PROVIDED ENTRIES:
┌──

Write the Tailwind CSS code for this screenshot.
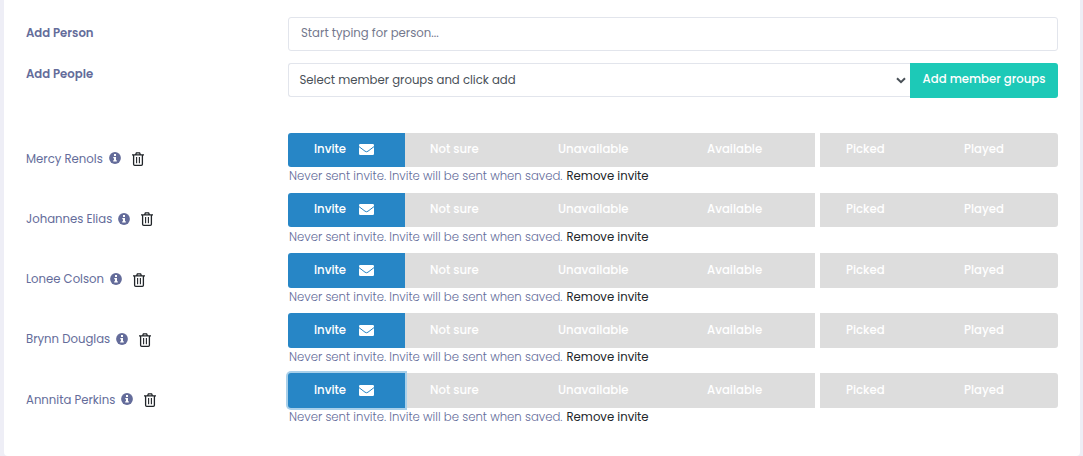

└──
┌──

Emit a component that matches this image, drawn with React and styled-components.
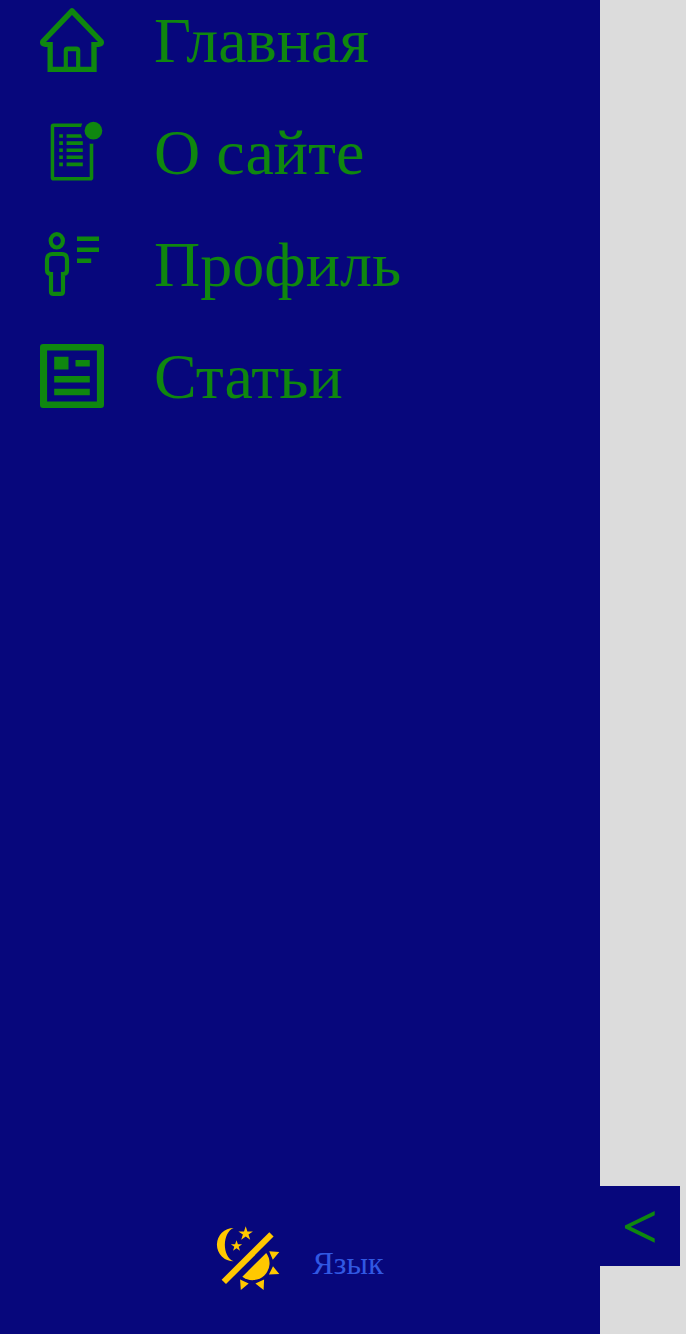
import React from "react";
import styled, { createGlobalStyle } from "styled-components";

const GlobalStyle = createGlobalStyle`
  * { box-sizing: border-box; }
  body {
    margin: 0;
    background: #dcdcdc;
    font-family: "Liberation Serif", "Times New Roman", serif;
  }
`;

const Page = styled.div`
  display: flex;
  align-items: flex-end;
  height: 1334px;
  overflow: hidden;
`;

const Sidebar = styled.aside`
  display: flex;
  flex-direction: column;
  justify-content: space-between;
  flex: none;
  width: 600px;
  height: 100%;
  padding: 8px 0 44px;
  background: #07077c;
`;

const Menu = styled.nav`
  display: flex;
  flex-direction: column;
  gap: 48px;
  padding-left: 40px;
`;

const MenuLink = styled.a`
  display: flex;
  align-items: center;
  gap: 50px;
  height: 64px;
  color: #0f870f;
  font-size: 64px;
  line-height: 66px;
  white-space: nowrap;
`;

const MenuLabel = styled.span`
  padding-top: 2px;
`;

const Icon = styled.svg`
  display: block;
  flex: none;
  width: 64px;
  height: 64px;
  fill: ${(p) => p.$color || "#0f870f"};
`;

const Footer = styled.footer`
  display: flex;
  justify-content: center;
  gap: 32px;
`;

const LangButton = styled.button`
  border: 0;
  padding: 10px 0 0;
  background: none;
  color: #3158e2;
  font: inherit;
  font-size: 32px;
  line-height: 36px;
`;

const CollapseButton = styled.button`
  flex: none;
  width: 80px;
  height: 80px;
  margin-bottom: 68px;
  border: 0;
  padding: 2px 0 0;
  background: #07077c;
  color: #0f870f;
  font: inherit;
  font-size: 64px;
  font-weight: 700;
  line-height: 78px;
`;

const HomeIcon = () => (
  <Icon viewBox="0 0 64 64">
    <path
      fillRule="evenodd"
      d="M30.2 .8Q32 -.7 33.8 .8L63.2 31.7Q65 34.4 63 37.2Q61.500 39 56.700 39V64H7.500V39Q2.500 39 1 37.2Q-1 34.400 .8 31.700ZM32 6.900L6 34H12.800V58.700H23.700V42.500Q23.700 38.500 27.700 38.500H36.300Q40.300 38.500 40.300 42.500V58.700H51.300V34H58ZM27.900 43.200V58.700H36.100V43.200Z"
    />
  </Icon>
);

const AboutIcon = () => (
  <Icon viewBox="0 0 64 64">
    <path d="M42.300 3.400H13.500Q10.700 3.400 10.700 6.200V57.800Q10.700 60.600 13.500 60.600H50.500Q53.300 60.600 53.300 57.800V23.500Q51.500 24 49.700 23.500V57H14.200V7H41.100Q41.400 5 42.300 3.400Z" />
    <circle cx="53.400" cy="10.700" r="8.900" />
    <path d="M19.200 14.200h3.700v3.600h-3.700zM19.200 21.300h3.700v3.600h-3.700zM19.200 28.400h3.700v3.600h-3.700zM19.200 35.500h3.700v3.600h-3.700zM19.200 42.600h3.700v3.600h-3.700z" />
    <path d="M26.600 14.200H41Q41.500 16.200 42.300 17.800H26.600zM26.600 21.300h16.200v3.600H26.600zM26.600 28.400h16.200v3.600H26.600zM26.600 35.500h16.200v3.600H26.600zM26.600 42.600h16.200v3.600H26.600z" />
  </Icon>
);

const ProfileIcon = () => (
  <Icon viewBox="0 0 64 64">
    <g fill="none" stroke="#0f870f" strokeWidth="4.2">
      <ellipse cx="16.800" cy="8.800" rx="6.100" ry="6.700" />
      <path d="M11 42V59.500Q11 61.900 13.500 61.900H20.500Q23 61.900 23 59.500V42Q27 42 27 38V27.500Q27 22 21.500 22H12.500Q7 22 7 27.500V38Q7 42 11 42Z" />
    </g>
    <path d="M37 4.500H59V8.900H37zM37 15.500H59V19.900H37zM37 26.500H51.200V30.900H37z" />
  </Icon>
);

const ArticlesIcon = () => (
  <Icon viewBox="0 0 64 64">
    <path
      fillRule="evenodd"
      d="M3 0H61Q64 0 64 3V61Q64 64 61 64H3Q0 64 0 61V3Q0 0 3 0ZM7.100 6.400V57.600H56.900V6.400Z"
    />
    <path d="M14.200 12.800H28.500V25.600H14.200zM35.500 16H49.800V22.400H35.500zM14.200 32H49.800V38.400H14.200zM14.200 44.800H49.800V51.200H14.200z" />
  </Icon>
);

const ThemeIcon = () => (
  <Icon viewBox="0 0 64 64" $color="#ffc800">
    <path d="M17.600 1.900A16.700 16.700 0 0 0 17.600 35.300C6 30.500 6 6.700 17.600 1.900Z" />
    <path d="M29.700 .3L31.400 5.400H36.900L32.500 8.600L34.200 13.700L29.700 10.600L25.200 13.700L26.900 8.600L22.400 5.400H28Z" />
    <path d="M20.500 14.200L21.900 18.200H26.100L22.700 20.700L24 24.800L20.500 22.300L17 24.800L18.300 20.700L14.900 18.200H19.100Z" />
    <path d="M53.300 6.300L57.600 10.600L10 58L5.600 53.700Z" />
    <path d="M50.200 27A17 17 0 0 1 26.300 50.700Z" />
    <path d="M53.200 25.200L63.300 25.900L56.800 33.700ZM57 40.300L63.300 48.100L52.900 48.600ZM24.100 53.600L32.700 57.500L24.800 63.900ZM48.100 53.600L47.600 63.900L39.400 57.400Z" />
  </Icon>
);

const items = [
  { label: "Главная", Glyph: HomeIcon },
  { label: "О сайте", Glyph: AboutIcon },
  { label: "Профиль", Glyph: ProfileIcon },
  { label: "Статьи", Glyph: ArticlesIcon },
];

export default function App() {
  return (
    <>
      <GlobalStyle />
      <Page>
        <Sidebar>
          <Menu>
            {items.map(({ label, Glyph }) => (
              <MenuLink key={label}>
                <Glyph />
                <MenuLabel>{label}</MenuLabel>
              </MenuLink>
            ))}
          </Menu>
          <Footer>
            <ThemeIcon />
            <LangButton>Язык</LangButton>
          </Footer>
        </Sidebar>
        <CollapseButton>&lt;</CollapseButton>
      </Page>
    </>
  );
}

└──

TASK DESCRIPTION:
Copy out all lines above that include the string "React".

ANSWER:
Emit a component that matches this image, drawn with React and styled-components.
import React from "react";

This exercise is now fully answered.